◆ Task
Take the lines from the head of the listing through the one bearing "const DARK = '#3a3a3a';" and copy them exactly, leaving every picture out.

◇ ◇ ◇ ◇ ◇

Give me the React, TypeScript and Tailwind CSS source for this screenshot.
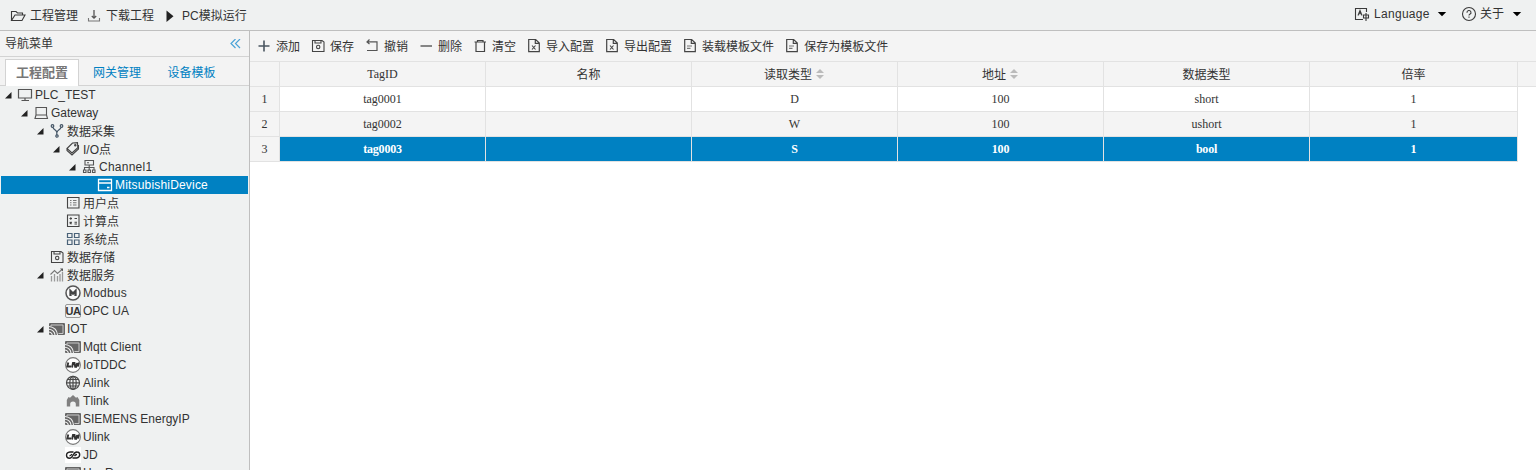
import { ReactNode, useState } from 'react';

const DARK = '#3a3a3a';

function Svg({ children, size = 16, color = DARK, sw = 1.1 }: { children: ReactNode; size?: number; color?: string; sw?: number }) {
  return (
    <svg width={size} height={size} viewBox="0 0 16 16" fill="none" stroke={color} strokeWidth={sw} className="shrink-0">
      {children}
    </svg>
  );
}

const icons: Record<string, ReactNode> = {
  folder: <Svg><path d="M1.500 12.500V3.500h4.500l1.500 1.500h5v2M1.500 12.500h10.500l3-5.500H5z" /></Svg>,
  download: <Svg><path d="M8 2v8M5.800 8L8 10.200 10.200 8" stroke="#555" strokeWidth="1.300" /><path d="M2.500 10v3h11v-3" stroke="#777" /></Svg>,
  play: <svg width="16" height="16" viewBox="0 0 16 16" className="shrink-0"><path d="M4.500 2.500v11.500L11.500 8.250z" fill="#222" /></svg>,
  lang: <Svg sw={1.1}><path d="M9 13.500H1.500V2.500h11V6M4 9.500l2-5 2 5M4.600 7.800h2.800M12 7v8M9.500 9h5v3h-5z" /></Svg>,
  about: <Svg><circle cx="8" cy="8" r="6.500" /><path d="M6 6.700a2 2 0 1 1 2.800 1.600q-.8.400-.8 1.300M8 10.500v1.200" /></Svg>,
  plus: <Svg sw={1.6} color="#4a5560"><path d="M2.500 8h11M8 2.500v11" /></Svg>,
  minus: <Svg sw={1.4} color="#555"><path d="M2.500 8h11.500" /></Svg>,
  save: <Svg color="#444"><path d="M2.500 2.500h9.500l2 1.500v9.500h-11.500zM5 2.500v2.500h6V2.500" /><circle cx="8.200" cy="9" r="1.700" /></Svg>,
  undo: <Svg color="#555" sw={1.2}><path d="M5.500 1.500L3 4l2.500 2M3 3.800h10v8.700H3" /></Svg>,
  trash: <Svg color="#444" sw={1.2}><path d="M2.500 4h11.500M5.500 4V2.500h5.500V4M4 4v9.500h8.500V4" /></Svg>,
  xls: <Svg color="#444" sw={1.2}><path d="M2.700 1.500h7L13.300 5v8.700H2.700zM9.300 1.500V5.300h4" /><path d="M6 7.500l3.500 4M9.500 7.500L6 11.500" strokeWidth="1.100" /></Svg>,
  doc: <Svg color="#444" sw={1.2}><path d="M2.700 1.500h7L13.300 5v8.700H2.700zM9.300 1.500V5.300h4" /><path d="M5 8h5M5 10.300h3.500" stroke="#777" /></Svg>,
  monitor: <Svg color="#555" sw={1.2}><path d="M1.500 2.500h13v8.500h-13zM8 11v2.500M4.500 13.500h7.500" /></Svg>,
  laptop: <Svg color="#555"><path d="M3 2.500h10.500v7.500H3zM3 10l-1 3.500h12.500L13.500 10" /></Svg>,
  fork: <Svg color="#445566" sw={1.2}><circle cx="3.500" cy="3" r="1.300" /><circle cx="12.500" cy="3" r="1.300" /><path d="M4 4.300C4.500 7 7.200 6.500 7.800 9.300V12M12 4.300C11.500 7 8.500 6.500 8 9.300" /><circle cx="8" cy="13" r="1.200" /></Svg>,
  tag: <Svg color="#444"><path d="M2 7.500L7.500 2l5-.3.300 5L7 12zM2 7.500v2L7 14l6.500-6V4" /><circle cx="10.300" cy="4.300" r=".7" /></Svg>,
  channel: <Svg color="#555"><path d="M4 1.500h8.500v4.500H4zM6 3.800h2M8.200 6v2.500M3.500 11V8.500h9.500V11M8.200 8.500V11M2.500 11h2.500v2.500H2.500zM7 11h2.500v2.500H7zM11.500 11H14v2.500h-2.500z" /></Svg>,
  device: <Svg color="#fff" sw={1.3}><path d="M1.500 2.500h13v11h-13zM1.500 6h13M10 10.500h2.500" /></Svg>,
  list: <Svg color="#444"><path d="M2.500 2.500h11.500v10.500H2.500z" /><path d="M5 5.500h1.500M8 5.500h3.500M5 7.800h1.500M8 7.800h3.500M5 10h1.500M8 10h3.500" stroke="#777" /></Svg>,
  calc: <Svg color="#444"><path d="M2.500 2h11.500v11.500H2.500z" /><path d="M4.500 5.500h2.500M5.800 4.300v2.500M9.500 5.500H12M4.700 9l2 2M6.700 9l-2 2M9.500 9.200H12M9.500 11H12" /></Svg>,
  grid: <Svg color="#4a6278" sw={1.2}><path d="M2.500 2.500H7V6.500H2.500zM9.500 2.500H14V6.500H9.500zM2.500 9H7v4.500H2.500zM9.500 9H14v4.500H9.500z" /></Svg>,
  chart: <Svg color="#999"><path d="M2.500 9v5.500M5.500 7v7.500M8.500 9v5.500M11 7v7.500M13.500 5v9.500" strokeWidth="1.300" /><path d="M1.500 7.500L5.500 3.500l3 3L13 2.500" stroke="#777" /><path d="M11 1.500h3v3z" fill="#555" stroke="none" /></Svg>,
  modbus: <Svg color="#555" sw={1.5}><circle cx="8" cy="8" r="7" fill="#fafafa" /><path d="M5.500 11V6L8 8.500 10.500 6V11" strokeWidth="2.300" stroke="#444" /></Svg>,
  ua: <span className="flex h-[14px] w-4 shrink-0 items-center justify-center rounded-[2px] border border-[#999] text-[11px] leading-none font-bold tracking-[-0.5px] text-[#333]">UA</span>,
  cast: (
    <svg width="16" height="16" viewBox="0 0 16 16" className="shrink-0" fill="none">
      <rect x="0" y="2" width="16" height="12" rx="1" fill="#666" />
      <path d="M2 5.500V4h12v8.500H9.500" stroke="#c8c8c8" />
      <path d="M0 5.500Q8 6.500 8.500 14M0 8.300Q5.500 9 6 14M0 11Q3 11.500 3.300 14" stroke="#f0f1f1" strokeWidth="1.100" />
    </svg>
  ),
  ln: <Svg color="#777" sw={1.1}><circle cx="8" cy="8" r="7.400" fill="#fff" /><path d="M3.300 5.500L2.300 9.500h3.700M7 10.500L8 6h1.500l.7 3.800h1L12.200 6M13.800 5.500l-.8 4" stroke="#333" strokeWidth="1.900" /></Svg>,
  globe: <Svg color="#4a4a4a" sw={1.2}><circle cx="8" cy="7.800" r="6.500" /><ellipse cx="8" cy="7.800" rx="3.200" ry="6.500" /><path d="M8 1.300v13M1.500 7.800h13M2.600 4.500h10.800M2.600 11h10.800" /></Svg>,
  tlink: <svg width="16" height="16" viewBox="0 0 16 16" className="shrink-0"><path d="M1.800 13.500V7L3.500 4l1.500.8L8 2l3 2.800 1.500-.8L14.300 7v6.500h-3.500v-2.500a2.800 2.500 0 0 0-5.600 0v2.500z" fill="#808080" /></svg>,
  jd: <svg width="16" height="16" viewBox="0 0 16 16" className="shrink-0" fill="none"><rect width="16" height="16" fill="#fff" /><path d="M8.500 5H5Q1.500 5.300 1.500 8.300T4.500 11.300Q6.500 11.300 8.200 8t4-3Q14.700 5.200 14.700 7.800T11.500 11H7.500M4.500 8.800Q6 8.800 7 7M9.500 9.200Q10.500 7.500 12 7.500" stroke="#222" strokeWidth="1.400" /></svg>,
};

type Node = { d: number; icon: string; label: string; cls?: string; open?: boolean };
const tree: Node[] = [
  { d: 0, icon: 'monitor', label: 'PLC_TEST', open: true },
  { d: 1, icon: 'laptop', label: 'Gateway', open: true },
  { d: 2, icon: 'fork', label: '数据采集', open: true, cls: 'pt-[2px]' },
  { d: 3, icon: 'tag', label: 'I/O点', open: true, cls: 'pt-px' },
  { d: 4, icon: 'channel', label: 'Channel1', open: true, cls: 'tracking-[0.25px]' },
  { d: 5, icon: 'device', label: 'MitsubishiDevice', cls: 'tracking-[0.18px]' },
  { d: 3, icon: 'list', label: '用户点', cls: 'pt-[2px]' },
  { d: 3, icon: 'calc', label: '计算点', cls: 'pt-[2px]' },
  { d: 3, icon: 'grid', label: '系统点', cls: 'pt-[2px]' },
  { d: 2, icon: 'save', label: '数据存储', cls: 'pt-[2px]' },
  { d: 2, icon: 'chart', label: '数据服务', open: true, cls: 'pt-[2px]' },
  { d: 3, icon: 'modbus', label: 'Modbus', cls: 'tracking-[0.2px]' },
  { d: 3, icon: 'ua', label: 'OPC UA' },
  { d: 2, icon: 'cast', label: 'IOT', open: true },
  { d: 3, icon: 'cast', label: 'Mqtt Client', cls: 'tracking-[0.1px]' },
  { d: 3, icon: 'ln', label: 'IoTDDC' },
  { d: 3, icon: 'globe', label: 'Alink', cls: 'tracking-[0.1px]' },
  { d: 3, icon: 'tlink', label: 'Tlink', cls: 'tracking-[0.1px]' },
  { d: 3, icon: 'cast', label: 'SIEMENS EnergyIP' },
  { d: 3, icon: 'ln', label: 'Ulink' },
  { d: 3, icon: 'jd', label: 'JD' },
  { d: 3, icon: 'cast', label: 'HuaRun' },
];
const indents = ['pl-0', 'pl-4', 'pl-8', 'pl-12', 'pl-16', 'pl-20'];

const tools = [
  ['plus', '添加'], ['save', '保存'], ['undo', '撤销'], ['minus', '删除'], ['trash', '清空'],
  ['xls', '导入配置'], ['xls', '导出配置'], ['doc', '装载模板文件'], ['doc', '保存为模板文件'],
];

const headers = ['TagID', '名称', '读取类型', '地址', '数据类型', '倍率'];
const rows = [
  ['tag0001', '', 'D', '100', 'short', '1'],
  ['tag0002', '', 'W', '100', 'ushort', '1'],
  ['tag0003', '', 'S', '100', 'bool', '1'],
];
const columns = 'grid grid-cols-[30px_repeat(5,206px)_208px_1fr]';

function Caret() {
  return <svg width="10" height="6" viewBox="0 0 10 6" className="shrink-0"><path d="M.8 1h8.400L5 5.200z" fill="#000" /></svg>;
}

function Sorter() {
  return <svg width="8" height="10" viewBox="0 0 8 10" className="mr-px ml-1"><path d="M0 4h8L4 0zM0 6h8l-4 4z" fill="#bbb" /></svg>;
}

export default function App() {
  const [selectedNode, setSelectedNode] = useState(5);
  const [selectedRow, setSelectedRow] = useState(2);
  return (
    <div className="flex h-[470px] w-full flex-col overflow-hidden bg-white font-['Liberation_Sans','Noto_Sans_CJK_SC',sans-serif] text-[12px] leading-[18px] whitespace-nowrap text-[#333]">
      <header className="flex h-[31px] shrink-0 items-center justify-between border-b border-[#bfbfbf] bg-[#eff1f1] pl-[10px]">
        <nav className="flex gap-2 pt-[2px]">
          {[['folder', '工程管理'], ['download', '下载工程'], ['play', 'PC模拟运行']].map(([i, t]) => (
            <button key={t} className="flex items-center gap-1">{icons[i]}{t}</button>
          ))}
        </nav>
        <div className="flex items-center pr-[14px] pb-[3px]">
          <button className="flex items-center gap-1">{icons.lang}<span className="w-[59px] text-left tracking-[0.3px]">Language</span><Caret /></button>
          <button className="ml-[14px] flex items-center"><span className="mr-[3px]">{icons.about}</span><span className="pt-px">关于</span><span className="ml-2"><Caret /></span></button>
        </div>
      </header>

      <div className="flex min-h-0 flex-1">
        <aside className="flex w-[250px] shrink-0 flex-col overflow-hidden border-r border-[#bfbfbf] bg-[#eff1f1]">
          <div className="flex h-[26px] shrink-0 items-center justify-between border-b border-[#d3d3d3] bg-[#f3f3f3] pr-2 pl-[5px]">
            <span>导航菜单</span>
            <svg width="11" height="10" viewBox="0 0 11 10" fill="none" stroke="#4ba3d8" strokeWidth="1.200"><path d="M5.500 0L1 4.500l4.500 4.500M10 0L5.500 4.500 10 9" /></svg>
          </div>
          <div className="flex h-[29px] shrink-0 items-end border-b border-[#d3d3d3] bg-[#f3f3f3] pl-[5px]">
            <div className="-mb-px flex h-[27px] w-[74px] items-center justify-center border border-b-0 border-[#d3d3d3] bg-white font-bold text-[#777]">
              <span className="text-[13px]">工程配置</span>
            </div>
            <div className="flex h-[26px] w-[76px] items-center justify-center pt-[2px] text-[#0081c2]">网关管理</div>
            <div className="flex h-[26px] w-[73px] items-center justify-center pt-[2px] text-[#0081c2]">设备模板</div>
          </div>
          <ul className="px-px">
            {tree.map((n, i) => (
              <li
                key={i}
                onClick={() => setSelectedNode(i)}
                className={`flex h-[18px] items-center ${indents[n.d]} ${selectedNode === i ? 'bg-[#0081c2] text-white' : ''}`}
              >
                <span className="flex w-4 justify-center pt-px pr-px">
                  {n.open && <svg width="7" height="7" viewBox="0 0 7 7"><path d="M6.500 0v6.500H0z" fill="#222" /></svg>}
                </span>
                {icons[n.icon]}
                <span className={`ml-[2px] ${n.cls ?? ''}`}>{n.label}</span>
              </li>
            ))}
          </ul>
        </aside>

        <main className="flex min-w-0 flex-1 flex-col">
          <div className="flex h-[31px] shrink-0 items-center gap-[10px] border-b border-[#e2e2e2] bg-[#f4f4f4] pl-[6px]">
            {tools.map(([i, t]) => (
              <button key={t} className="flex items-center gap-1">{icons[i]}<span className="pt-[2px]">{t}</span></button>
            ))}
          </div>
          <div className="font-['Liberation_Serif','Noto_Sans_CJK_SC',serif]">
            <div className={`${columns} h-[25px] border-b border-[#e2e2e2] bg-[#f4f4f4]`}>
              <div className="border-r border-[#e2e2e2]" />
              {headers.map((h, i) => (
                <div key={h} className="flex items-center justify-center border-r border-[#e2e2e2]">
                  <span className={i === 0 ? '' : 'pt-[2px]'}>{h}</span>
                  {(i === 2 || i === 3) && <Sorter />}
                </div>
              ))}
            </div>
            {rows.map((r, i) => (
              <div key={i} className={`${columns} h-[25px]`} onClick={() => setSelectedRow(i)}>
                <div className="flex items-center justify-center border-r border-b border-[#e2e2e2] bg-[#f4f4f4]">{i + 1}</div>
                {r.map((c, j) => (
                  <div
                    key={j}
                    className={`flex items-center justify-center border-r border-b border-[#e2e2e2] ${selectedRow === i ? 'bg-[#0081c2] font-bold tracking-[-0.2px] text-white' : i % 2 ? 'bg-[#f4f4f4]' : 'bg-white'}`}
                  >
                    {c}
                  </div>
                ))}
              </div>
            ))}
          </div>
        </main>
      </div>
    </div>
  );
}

◇ ◇ ◇ ◇ ◇

◆ Final result
Give me the React, TypeScript and Tailwind CSS source for this screenshot.
import { ReactNode, useState } from 'react';

const DARK = '#3a3a3a';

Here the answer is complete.